● THE PROBLEM: In the entries below, find the line containing "Output the HTML that produces this rendering." and the line containing "3 L35 33 M35". Copy those two lines and everything between them exactly, without the pictures.

● DATA EXTRACT:
* Begin *

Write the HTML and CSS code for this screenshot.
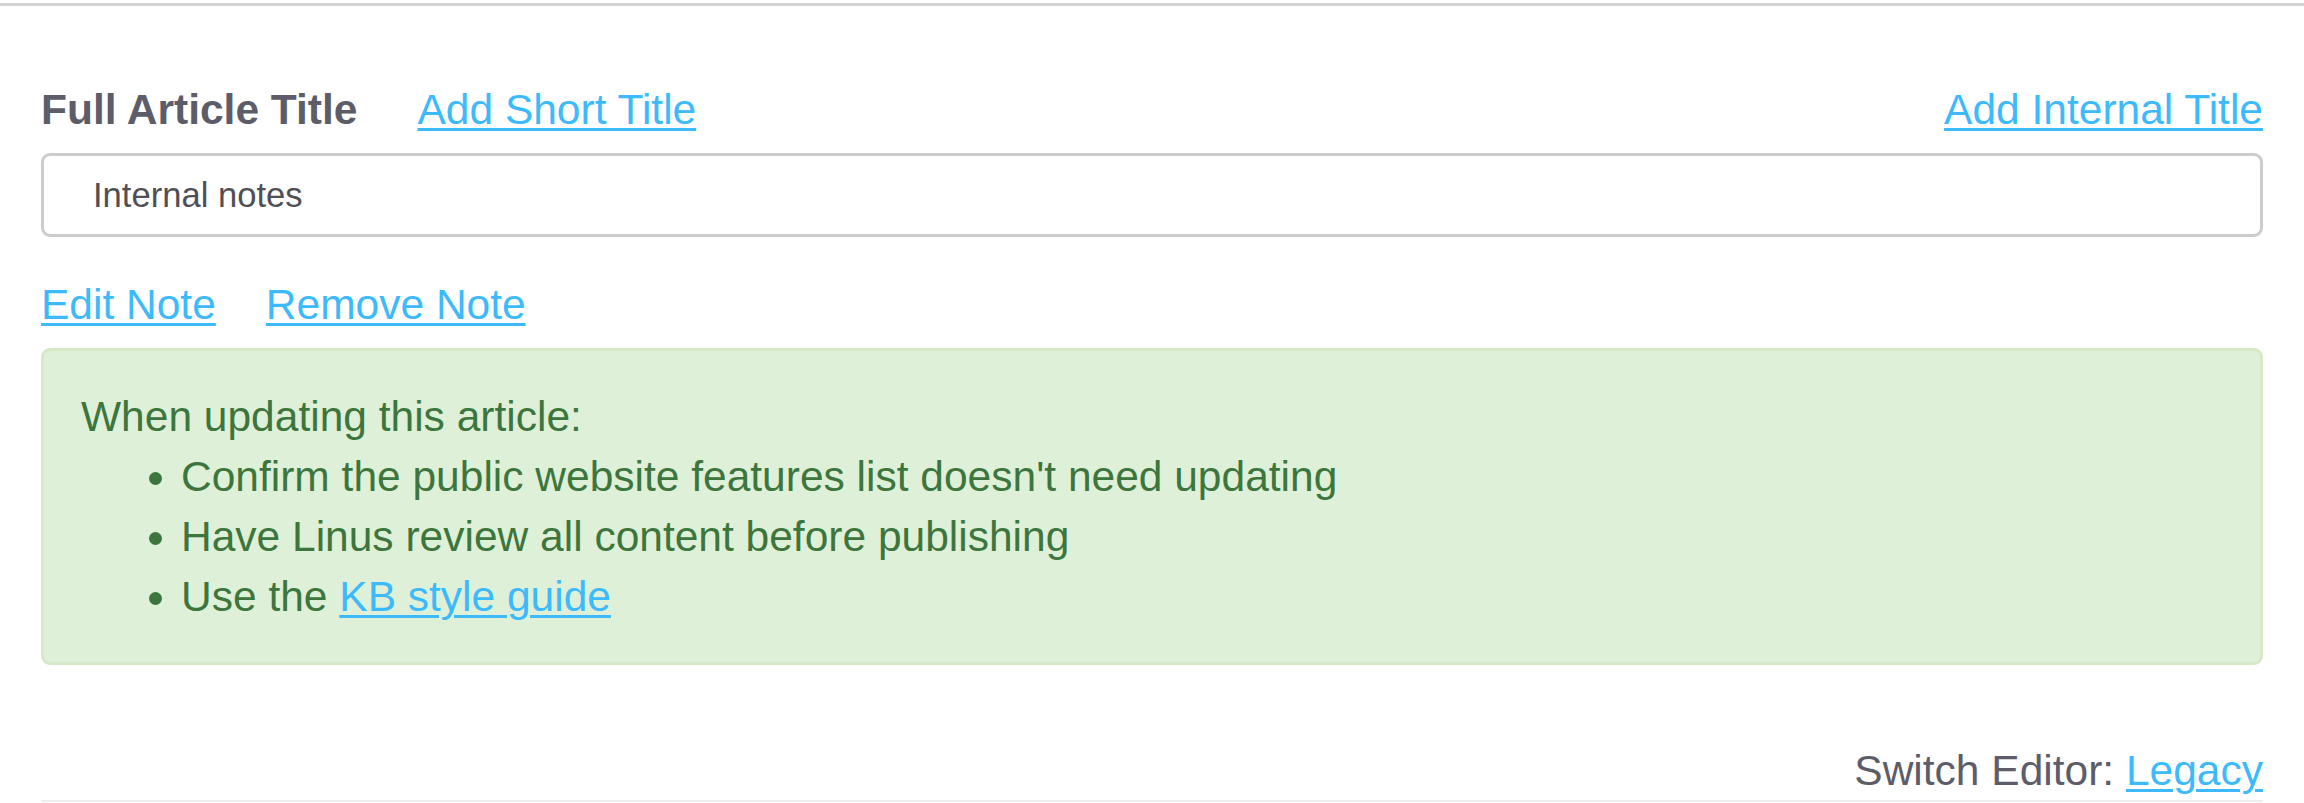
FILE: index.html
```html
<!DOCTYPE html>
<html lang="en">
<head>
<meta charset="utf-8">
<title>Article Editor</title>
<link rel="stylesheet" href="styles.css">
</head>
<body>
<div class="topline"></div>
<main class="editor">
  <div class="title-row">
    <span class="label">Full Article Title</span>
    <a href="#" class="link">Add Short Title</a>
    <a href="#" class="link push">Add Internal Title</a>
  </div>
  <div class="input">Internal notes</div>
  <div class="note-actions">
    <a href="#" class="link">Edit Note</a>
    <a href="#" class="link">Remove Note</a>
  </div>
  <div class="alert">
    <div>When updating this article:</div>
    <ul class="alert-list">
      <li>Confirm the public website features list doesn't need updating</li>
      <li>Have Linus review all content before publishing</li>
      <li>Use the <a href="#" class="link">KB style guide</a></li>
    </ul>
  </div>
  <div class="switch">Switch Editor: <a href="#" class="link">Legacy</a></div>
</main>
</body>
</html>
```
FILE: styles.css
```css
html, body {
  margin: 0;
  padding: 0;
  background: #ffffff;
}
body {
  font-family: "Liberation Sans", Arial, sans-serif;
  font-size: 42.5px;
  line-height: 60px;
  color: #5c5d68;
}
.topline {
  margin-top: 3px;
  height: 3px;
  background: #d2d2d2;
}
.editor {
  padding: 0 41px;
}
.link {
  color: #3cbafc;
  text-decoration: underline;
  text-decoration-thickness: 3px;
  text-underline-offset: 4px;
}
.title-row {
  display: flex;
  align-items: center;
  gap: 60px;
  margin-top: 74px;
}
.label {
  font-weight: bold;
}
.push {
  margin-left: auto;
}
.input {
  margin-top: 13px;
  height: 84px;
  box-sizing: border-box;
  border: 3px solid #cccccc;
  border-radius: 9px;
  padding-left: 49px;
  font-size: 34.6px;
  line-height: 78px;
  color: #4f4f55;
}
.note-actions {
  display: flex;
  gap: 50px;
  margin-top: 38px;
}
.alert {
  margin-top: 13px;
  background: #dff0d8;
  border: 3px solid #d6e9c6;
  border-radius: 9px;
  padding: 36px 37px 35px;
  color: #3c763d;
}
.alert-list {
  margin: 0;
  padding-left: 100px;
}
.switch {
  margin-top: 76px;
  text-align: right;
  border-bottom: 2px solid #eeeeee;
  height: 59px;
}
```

* End *
* Begin *

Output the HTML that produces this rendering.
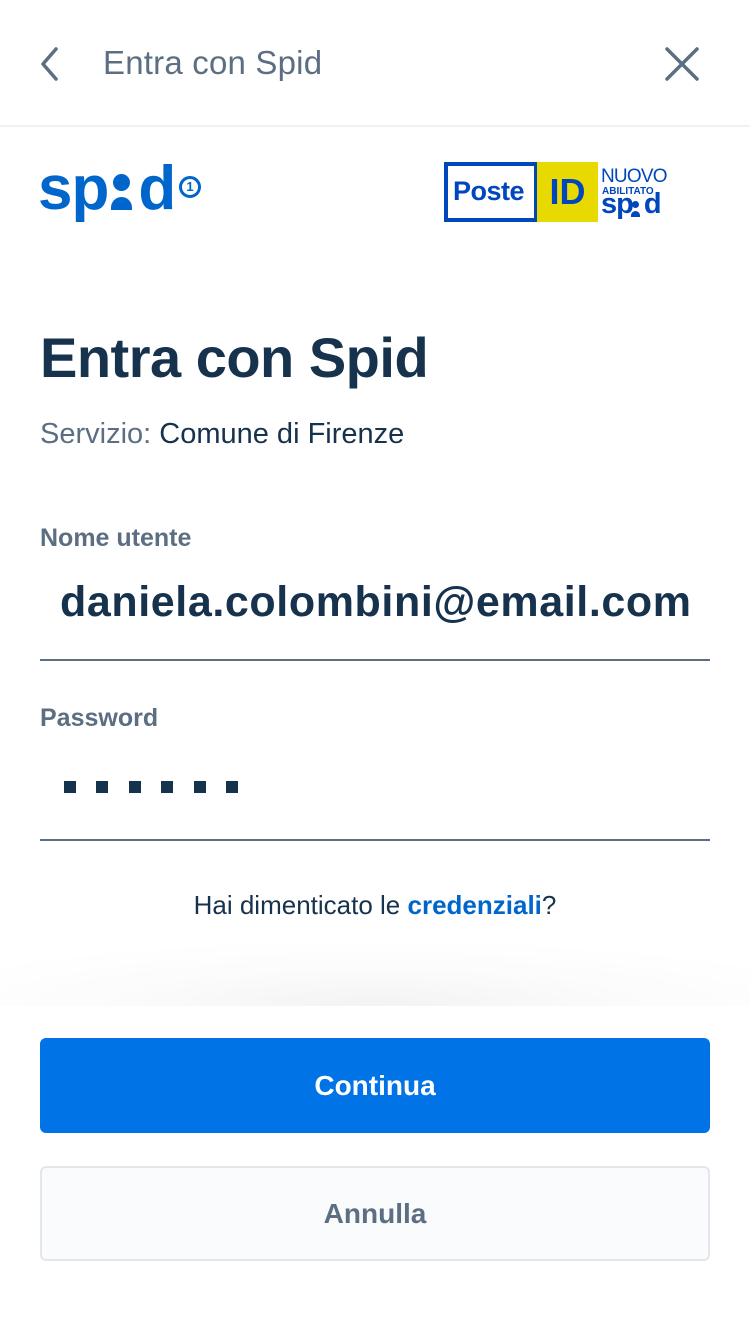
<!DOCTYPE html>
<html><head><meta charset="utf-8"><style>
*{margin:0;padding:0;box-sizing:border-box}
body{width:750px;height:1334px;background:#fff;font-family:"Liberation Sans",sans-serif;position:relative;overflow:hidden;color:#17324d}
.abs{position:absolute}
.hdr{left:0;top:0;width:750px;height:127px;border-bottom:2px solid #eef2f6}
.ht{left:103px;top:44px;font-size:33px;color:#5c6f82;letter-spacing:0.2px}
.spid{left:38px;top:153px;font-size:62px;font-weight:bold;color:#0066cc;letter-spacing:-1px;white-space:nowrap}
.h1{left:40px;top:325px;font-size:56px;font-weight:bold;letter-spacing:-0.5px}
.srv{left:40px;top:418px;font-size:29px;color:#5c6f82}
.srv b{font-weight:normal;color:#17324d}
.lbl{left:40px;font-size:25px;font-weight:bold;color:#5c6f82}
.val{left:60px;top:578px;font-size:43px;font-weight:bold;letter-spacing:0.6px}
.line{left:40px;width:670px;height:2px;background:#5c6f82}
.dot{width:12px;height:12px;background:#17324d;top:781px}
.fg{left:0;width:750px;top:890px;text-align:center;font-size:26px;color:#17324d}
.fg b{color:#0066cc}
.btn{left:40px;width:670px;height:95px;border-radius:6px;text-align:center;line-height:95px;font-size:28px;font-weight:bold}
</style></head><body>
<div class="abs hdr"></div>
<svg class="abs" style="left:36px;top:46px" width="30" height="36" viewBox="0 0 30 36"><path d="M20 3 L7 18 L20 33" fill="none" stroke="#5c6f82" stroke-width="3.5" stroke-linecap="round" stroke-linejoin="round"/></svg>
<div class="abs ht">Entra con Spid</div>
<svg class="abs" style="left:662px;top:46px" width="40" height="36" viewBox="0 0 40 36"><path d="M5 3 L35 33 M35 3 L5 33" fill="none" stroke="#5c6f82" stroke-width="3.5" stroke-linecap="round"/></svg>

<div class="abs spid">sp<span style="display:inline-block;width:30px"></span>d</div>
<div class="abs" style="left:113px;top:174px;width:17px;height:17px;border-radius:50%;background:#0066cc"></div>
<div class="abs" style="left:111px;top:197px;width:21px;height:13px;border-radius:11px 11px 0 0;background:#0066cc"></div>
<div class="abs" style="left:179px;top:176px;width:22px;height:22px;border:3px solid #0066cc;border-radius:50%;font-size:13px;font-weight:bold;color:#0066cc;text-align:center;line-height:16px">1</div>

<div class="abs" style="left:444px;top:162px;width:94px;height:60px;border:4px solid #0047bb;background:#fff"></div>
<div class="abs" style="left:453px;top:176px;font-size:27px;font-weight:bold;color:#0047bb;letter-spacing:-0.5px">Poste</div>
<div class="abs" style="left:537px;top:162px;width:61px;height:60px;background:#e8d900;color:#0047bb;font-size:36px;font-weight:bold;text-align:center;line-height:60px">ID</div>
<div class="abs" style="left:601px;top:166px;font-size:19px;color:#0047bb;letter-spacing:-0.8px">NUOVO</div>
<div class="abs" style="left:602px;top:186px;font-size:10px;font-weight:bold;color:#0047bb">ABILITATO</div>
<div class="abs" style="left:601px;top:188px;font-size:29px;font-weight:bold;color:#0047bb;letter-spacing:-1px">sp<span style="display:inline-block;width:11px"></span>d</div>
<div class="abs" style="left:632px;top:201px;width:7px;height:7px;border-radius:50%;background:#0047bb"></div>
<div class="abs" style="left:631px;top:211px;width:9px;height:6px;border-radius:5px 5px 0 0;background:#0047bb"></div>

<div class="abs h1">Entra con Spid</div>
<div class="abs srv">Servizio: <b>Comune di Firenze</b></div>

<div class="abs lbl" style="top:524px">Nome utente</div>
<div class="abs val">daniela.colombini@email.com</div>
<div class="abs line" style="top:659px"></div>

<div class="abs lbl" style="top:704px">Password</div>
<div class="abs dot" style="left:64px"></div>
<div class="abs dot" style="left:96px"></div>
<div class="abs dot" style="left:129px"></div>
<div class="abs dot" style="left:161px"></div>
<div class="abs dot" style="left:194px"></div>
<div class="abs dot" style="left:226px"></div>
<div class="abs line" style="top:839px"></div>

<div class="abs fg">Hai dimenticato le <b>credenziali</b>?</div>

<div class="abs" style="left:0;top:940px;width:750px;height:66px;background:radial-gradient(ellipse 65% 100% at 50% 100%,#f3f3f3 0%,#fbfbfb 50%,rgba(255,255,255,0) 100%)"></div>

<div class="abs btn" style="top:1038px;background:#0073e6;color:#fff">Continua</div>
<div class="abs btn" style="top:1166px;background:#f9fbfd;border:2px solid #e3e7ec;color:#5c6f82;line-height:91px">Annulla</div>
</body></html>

* End *
* Begin *

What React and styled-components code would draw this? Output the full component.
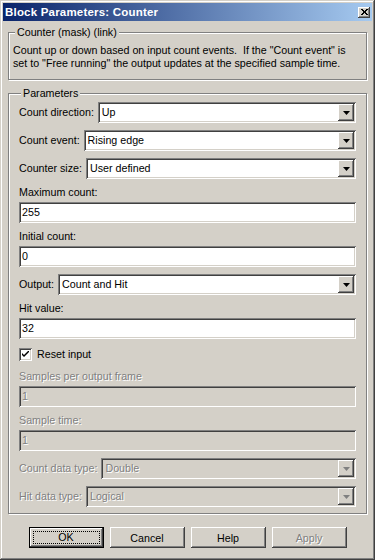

* End *

● RESPONSE TO THIS TASK:
Output the HTML that produces this rendering.
<!DOCTYPE html>
<html><head><meta charset="utf-8"><style>
*{margin:0;padding:0;box-sizing:border-box}
body{width:750px;height:1334px;background:#fff;font-family:"Liberation Sans",sans-serif;position:relative;overflow:hidden;color:#17324d}
.abs{position:absolute}
.hdr{left:0;top:0;width:750px;height:127px;border-bottom:2px solid #eef2f6}
.ht{left:103px;top:44px;font-size:33px;color:#5c6f82;letter-spacing:0.2px}
.spid{left:38px;top:153px;font-size:62px;font-weight:bold;color:#0066cc;letter-spacing:-1px;white-space:nowrap}
.h1{left:40px;top:325px;font-size:56px;font-weight:bold;letter-spacing:-0.5px}
.srv{left:40px;top:418px;font-size:29px;color:#5c6f82}
.srv b{font-weight:normal;color:#17324d}
.lbl{left:40px;font-size:25px;font-weight:bold;color:#5c6f82}
.val{left:60px;top:578px;font-size:43px;font-weight:bold;letter-spacing:0.6px}
.line{left:40px;width:670px;height:2px;background:#5c6f82}
.dot{width:12px;height:12px;background:#17324d;top:781px}
.fg{left:0;width:750px;top:890px;text-align:center;font-size:26px;color:#17324d}
.fg b{color:#0066cc}
.btn{left:40px;width:670px;height:95px;border-radius:6px;text-align:center;line-height:95px;font-size:28px;font-weight:bold}
</style></head><body>
<div class="abs hdr"></div>
<svg class="abs" style="left:36px;top:46px" width="30" height="36" viewBox="0 0 30 36"><path d="M20 3 L7 18 L20 33" fill="none" stroke="#5c6f82" stroke-width="3.5" stroke-linecap="round" stroke-linejoin="round"/></svg>
<div class="abs ht">Entra con Spid</div>
<svg class="abs" style="left:662px;top:46px" width="40" height="36" viewBox="0 0 40 36"><path d="M5 3 L35 33 M35 3 L5 33" fill="none" stroke="#5c6f82" stroke-width="3.5" stroke-linecap="round"/></svg>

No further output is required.